SUPPLIED DATA
☆ ☆ ☆ ☆ ☆ ☆ ☆

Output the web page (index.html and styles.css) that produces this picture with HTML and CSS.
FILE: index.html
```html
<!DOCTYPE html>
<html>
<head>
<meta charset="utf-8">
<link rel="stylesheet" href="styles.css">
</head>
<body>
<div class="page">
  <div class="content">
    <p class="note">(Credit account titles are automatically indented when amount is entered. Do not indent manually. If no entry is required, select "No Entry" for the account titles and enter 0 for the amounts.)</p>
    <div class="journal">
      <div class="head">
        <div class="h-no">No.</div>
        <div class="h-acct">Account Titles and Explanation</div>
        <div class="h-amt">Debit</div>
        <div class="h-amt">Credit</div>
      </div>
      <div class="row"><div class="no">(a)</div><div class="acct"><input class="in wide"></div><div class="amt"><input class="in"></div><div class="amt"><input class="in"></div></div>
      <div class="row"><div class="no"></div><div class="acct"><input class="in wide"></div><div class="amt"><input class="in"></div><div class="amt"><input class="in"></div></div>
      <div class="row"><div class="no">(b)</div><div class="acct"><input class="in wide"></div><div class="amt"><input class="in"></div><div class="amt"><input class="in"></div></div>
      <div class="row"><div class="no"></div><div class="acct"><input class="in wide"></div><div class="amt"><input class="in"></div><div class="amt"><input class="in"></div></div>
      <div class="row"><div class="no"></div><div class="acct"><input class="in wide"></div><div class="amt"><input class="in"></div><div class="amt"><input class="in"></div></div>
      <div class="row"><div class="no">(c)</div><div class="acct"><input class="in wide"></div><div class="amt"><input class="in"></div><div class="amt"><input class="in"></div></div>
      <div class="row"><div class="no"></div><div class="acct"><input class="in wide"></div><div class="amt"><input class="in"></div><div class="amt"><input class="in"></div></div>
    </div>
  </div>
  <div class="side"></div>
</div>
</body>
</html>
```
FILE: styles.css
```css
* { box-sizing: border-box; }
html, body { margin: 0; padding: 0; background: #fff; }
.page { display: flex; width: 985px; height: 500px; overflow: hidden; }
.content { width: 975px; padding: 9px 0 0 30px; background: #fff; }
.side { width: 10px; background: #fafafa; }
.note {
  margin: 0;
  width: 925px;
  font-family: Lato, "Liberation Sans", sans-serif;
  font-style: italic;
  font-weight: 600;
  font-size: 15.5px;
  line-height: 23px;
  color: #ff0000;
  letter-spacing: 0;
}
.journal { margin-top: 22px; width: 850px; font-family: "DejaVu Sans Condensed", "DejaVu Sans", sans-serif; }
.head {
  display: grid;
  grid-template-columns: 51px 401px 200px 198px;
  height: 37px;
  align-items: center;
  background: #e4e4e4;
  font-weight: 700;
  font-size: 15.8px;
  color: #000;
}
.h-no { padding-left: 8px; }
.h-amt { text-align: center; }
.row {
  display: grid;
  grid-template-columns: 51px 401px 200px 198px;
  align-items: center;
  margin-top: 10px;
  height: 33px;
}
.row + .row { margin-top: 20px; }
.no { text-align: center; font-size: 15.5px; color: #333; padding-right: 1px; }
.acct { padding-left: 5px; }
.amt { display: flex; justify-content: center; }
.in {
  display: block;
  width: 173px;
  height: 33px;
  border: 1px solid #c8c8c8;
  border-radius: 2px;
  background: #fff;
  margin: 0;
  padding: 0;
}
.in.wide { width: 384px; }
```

☆ ☆ ☆ ☆ ☆ ☆ ☆

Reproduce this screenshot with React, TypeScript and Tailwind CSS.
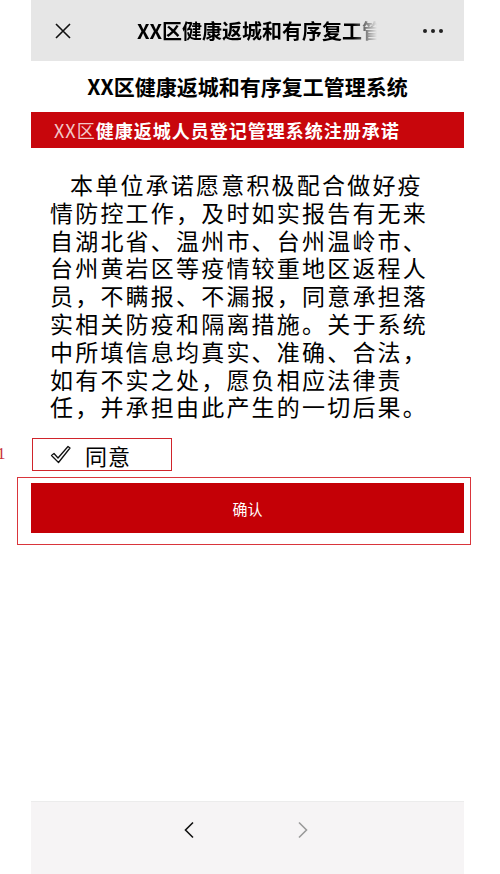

☆ ☆ ☆ ☆ ☆ ☆ ☆

Select every line above that contains the word "index", and copy it.

RESPONSE BELOW
Output the web page (index.html and styles.css) that produces this picture with HTML and CSS.
FILE: index.html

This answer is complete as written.